§ SET EXERCISE
Print, word for word, every line from the beginning of the listing up to and including the line with "lines: [string, string][]". Pictures are to be excluded.

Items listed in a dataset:
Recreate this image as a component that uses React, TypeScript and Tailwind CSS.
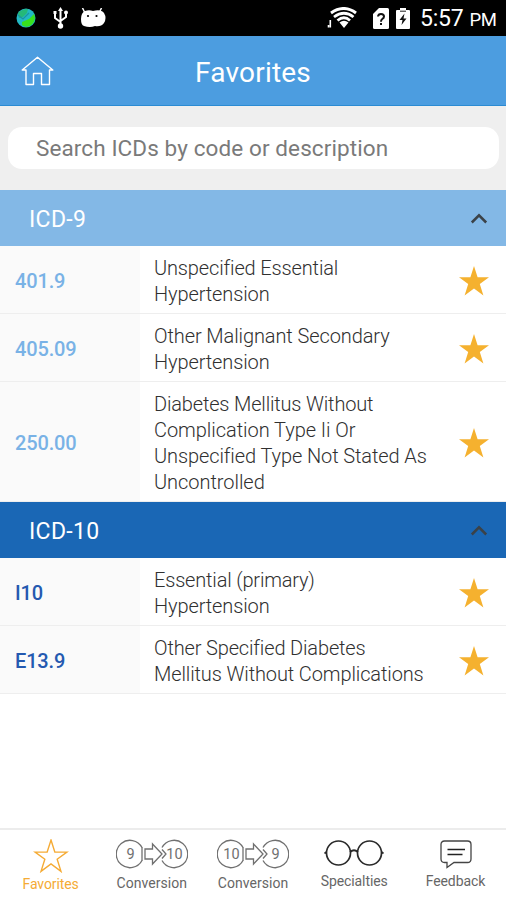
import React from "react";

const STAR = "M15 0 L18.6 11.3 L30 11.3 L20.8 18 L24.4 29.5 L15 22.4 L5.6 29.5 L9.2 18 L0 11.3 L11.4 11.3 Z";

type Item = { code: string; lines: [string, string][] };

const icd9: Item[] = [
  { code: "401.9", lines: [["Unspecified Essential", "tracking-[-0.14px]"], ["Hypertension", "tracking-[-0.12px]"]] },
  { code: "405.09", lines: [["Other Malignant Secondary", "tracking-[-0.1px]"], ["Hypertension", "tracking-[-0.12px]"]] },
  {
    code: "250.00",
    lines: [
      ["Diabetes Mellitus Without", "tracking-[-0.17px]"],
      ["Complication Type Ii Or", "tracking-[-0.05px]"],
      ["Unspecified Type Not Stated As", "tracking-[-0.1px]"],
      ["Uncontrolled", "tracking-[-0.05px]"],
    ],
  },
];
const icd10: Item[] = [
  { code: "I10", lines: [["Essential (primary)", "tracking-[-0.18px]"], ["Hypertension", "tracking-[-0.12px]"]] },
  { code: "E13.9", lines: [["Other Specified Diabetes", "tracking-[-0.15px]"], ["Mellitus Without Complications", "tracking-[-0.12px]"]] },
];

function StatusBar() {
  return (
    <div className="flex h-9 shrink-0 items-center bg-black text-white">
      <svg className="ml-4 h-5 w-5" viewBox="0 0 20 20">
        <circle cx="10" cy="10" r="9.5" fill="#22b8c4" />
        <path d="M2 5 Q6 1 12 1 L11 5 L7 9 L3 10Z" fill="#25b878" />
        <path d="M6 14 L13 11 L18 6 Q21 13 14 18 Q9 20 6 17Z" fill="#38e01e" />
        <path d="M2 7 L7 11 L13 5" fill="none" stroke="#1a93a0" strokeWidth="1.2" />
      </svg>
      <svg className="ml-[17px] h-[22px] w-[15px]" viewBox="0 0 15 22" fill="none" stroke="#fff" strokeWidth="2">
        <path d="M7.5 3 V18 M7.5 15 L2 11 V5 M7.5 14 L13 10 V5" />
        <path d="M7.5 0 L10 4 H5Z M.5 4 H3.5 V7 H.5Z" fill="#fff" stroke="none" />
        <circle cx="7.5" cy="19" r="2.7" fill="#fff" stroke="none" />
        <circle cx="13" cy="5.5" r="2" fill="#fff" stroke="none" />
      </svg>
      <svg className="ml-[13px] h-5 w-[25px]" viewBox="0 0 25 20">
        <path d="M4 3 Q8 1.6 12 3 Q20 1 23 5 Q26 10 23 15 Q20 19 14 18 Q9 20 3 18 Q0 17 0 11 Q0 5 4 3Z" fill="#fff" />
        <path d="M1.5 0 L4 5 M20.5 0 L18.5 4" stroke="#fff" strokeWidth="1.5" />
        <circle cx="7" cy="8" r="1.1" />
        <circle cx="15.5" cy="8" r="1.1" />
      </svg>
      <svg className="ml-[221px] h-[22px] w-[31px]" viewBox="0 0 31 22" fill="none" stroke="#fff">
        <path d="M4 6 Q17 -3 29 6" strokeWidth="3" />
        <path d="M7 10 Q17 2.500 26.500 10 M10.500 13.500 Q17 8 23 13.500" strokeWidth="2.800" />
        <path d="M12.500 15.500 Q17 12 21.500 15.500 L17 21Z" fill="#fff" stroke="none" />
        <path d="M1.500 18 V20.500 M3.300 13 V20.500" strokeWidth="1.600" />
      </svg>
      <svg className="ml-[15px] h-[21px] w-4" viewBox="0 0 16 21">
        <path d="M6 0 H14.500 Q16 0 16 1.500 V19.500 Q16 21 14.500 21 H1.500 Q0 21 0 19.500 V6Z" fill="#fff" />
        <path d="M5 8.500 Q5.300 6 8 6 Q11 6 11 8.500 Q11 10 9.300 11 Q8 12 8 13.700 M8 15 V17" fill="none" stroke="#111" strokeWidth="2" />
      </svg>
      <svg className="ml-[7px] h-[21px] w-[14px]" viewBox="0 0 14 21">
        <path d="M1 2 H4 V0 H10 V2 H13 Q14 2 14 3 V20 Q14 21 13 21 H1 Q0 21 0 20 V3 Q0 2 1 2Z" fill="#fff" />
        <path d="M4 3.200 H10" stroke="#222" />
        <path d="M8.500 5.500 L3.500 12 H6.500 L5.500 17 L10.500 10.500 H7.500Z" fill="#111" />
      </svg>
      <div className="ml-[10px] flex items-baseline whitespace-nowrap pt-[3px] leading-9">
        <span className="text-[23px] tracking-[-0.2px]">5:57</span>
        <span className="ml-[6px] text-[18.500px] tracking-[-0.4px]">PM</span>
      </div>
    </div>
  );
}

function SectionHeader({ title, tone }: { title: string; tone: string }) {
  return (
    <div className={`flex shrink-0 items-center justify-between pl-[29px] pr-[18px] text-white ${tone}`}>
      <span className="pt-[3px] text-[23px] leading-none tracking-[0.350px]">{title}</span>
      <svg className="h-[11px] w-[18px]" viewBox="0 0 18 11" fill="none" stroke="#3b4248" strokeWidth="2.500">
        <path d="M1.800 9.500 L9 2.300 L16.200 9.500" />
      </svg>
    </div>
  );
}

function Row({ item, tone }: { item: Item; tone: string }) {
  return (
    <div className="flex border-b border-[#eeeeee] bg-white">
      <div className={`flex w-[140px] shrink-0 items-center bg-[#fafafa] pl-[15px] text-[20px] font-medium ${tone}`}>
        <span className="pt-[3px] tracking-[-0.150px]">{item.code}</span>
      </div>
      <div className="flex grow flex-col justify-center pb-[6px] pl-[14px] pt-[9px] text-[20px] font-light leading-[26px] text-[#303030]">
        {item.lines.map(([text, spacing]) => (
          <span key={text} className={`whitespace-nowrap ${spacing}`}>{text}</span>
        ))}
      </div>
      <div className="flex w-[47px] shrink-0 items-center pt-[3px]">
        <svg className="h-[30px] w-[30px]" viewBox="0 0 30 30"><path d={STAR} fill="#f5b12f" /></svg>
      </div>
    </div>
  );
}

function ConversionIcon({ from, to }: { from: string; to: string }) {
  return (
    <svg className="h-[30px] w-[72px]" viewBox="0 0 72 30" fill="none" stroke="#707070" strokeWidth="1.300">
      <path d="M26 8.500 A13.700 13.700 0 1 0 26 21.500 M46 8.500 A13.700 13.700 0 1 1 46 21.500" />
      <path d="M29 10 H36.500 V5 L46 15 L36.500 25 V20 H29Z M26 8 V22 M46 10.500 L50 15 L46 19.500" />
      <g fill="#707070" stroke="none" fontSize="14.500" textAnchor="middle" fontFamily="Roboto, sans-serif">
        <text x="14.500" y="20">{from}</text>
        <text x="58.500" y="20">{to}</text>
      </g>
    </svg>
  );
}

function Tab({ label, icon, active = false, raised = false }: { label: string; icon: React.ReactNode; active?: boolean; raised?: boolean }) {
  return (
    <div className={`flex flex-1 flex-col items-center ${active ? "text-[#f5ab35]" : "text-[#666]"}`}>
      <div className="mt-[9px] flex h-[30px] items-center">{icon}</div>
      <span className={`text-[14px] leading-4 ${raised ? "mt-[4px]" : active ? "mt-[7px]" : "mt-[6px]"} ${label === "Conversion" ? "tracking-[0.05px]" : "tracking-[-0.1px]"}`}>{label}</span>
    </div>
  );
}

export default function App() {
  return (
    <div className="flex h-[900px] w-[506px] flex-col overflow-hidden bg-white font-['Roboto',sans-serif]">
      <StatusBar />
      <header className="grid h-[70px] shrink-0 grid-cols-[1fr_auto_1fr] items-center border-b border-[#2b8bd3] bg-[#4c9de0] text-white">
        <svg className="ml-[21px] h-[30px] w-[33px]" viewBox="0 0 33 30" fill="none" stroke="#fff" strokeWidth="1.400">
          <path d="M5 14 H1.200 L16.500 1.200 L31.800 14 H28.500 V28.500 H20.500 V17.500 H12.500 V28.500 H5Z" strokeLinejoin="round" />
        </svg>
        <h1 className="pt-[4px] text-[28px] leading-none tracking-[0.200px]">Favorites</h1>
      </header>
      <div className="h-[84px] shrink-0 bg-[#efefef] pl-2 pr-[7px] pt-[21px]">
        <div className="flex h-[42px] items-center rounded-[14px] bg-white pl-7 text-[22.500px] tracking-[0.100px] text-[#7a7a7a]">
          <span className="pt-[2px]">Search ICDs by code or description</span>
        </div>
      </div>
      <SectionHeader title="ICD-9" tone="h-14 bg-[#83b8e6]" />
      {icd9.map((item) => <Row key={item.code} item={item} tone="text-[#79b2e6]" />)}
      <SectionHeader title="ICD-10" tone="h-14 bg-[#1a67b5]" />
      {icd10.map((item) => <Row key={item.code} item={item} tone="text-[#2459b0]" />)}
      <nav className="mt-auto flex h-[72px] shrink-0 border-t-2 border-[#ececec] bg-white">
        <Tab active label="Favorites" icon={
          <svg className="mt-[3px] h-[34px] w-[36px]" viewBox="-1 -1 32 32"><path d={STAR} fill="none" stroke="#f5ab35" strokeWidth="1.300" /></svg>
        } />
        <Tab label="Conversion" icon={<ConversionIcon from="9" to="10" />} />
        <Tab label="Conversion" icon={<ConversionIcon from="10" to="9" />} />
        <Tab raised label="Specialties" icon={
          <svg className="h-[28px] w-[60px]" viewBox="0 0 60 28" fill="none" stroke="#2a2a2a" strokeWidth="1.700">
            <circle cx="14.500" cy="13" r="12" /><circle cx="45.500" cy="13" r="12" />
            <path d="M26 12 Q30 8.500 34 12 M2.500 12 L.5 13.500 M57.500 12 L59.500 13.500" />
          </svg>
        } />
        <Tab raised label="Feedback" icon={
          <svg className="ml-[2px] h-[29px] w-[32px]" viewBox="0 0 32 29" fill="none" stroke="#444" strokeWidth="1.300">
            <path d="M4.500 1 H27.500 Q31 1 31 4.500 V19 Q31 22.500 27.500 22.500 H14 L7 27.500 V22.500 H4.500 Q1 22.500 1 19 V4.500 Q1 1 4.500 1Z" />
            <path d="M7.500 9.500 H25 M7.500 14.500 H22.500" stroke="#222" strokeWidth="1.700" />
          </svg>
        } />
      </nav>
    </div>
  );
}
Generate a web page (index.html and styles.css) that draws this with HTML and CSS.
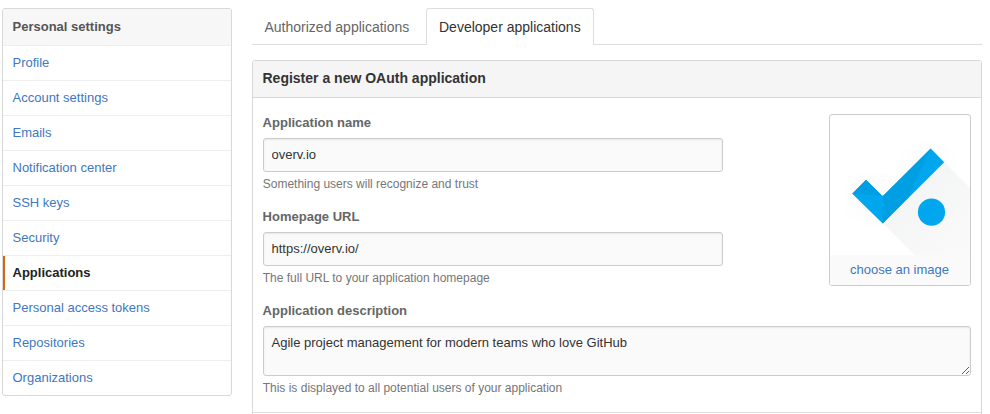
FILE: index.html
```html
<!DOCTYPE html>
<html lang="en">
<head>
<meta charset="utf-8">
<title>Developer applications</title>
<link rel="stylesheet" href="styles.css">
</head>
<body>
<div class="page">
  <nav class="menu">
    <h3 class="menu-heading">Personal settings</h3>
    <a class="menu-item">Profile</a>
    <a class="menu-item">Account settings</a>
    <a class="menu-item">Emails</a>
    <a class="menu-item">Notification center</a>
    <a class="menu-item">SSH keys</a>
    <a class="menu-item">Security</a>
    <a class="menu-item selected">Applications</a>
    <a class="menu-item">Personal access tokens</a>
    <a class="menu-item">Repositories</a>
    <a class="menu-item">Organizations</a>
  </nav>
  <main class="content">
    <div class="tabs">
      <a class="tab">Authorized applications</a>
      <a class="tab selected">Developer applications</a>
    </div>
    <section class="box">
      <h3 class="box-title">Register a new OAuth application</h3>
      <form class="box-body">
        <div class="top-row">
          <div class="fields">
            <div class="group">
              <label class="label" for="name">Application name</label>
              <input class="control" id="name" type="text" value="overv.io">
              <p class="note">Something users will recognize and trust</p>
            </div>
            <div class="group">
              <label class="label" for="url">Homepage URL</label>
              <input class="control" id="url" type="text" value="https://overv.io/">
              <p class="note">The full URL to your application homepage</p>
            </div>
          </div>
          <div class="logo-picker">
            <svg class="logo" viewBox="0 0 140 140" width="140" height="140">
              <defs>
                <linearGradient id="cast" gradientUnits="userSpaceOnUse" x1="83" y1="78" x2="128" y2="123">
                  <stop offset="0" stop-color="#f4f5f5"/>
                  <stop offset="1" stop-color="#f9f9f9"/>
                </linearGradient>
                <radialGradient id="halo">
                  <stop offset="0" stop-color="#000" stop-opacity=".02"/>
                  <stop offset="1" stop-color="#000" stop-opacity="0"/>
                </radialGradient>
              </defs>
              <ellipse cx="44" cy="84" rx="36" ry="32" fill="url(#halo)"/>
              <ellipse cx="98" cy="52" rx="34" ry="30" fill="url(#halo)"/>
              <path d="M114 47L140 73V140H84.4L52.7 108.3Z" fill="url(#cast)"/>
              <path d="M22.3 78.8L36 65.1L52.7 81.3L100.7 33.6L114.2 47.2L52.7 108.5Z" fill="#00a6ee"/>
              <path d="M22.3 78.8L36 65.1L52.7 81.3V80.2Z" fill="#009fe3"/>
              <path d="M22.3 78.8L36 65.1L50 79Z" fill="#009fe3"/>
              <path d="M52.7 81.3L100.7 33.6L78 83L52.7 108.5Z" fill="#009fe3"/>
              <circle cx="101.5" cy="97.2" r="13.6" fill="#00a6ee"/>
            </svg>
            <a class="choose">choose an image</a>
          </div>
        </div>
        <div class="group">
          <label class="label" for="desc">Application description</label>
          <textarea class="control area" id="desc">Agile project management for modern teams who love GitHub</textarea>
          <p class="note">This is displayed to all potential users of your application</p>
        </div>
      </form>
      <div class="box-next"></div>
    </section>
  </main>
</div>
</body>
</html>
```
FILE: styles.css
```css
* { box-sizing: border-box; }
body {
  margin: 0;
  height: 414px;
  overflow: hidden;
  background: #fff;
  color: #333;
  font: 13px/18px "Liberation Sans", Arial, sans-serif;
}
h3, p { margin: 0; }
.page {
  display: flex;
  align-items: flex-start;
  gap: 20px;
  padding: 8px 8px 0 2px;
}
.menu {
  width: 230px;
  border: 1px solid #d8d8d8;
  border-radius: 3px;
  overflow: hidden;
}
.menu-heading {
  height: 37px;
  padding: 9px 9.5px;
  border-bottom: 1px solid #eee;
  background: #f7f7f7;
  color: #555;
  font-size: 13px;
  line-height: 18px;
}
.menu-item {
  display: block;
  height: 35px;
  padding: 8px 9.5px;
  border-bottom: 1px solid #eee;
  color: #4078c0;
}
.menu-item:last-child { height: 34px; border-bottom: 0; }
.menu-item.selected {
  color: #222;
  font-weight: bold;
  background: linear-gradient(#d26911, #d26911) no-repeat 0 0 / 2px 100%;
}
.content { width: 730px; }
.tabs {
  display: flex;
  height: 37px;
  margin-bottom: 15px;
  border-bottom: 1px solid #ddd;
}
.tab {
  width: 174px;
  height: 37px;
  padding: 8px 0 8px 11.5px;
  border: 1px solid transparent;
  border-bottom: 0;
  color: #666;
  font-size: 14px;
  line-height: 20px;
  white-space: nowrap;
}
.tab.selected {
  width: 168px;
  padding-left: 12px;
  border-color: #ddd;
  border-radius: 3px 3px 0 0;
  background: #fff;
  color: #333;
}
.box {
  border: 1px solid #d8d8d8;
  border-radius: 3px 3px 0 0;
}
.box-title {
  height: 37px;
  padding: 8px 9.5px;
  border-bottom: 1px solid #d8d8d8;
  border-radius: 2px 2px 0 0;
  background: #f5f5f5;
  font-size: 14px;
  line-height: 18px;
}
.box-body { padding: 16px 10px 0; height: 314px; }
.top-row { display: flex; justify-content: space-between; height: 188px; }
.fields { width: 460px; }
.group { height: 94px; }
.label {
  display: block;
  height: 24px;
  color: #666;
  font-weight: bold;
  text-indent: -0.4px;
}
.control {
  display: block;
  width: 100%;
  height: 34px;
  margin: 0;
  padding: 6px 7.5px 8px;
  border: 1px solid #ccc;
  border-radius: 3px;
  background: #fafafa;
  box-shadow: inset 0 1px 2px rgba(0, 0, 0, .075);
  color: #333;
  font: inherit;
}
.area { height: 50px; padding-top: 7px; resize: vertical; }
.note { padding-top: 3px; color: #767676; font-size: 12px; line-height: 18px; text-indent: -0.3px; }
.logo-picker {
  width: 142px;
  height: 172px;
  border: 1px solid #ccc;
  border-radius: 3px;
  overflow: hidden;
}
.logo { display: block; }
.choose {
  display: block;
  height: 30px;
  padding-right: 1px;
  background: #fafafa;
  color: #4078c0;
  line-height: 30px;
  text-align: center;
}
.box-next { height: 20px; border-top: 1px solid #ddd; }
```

§ ANSWER TO THE EXERCISE
Recreate this image as a component that uses React, TypeScript and Tailwind CSS.
import React from "react";

const STAR = "M15 0 L18.6 11.3 L30 11.3 L20.8 18 L24.4 29.5 L15 22.4 L5.6 29.5 L9.2 18 L0 11.3 L11.4 11.3 Z";

type Item = { code: string; lines: [string, string][] };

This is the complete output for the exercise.